Nonostante i milioni non siano mai stati un problema grazie a Berlusconi, anche in Forza Italia si ragiona così: “Sulla vicenda Open, Matteo Renzi pone questioni importanti e di origine antica su cui la politica tutta dovrebbe prendere con coraggio una posizione. Sul tappeto c’è la questione del finanziamento ai partiti e del traffico di influenze, che ha lasciato una troppo ampia discrezionalità all’attività della magistratura” dice la vicepresidente di Forza Italia al Senato, Gabriella Giammanco. Ha dunque ragione Giuseppe Cucca di Italia Viva a sottolineare che “il tema dei costi connessi alla possibilità di fare politica è molto sentito”.

E che per questo Renzi non si farà sfuggire l’occasione di uscire dall’angolo dove lo ha messo l’inchiesta per sparigliare, portando il tema in aula a Palazzo Madama subito dopo il via libera alla manovra.
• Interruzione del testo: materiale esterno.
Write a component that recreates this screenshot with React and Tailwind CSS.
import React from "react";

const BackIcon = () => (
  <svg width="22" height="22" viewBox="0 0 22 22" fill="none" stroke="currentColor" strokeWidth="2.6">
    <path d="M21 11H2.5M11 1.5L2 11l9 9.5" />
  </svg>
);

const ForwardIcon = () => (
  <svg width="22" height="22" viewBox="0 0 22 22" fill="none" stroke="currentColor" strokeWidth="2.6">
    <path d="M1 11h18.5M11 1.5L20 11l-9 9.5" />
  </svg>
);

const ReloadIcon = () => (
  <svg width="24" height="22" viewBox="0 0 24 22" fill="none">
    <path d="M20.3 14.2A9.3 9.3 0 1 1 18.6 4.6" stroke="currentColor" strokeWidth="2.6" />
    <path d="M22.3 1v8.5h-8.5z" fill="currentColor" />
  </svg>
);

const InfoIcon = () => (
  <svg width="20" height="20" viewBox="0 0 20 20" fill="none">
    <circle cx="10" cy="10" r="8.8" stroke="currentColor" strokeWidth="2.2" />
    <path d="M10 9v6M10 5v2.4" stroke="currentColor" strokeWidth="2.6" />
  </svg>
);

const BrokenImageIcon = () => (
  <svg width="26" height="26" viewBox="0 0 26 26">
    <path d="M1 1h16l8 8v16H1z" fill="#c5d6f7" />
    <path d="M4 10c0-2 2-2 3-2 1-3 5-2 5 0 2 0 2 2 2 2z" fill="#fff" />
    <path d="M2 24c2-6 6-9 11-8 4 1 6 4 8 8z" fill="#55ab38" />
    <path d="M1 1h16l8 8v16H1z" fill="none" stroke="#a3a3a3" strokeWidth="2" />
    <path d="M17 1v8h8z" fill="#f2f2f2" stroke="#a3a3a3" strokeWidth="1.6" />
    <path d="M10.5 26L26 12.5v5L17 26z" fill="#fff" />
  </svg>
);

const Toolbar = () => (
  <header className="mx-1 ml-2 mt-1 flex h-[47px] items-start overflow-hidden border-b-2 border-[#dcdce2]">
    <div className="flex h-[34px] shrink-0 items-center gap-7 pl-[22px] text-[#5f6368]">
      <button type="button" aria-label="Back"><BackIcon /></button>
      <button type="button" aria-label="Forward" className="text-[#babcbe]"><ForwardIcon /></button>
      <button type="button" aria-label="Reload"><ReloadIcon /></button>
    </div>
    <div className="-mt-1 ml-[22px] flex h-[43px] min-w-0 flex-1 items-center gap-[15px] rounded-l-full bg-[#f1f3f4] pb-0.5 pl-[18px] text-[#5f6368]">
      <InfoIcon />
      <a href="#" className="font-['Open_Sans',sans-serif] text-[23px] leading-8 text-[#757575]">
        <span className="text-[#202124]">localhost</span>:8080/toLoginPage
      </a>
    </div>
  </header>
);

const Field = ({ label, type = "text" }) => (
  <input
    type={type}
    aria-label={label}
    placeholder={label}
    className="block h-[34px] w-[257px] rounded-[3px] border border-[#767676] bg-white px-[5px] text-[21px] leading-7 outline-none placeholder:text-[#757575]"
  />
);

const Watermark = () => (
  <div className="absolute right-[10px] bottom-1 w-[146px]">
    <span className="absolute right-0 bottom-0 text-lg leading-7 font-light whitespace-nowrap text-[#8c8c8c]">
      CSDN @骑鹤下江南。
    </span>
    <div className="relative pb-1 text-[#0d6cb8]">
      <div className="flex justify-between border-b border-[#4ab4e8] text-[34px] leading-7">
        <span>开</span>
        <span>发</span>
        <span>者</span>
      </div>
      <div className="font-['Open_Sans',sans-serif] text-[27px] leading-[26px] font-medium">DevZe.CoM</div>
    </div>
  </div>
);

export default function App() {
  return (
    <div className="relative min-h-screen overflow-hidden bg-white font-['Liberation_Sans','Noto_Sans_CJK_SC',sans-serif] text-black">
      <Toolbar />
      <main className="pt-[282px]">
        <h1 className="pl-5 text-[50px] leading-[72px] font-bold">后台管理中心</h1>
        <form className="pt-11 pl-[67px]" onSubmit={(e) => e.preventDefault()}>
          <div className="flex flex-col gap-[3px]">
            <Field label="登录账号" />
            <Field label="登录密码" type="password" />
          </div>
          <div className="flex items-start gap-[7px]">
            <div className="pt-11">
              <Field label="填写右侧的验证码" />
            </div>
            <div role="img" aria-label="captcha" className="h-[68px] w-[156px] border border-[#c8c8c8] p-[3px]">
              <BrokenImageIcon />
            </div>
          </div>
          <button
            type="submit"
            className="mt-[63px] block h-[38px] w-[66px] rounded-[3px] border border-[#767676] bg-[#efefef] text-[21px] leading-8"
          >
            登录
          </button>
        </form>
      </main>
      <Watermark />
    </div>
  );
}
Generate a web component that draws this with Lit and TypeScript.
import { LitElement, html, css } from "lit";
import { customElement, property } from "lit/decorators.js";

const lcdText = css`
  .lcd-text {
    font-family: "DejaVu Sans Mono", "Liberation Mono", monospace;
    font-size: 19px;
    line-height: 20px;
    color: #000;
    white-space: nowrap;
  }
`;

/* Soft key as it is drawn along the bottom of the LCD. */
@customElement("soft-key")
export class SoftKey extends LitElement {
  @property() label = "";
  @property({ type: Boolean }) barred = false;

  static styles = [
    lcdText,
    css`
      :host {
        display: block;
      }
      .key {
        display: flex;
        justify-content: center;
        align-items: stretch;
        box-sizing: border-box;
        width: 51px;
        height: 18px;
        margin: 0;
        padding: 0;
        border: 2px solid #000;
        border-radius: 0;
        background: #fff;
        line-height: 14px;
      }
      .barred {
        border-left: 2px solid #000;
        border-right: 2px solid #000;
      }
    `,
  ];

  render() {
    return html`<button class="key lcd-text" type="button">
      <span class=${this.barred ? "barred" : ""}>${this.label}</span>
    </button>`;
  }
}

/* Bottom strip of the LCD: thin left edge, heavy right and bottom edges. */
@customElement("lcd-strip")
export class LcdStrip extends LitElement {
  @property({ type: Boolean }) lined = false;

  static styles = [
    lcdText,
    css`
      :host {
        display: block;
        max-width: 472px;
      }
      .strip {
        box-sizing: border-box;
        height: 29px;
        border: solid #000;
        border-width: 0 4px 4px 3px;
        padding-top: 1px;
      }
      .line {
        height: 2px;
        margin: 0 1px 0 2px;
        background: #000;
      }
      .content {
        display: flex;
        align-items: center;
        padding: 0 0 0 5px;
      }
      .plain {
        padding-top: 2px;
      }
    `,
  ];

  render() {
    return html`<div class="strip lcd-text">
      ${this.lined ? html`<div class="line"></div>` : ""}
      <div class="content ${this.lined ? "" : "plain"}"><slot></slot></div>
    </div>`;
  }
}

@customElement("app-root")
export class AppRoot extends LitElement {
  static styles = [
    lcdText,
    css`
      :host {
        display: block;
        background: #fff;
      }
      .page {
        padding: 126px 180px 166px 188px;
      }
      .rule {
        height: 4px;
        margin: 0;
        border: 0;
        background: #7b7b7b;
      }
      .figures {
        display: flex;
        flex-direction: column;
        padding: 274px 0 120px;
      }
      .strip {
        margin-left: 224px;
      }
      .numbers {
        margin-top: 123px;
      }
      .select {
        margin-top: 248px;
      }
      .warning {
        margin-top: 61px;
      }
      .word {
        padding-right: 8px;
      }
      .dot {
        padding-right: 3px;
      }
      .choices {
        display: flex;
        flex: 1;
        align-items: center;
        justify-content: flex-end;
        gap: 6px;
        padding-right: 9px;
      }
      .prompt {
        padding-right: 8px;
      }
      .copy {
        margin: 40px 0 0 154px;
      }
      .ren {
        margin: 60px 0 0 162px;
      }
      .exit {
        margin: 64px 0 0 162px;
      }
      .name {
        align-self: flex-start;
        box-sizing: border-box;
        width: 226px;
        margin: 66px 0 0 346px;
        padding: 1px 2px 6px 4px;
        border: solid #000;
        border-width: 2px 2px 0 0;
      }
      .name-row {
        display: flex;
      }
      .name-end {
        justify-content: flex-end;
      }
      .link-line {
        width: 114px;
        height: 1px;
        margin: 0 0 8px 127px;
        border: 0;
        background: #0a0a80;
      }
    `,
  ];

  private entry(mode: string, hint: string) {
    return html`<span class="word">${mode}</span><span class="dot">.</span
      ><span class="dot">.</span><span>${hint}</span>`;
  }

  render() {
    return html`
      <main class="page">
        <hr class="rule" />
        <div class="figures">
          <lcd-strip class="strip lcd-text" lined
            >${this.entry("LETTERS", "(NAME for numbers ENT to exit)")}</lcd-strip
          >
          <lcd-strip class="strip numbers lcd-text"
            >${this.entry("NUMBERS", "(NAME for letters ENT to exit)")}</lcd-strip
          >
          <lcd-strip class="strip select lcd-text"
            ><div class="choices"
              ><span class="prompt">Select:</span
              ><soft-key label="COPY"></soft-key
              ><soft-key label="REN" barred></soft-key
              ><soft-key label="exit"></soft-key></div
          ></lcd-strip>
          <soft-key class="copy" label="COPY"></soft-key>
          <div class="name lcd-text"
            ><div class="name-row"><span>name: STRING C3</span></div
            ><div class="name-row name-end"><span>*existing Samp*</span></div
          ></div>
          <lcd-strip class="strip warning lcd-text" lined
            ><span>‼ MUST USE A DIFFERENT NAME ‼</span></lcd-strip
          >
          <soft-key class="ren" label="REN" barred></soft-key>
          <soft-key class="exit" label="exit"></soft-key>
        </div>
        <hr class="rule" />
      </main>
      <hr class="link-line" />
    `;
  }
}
I tempi della controffensiva del capo di Italia Viva sono molto contenuti: il gruppo renziano potrebbe pretendere che un’intera seduta sia dedicata alla discussione di una mozione: Renzi sta affilando i coltelli perché sa che oggi è toccato alla sua Open, ma nessuno degli altri leader di partito si sente al riparo.

Dopo la raffica di querele annunciate ai giornali, ora sta pesando il significato politico della mancata censura da parte degli altri partiti ai suoi attacchi frontali ai magistrati di Firenze (“Gli stessi che hanno arrestato i miei genitori”). E tutto lo lascia ben sperare. La replica del sindacato delle toghe è stata secca, ma isolata. Di “intimidazioni” ha parlato l’Anm esprimendo solidarietà ai colleghi. Epperò, al netto delle richieste dei 5 Stelle perché Renzi faccia chiarezza da quanto sta emergendo dall’inchiesta, il silenzio è assordante. Tace soprattutto Matteo Salvini che con i magistrati che si sono occupati di lui non è mai stato tenero: sui 49 milioni della Lega, si rivolse al Colle.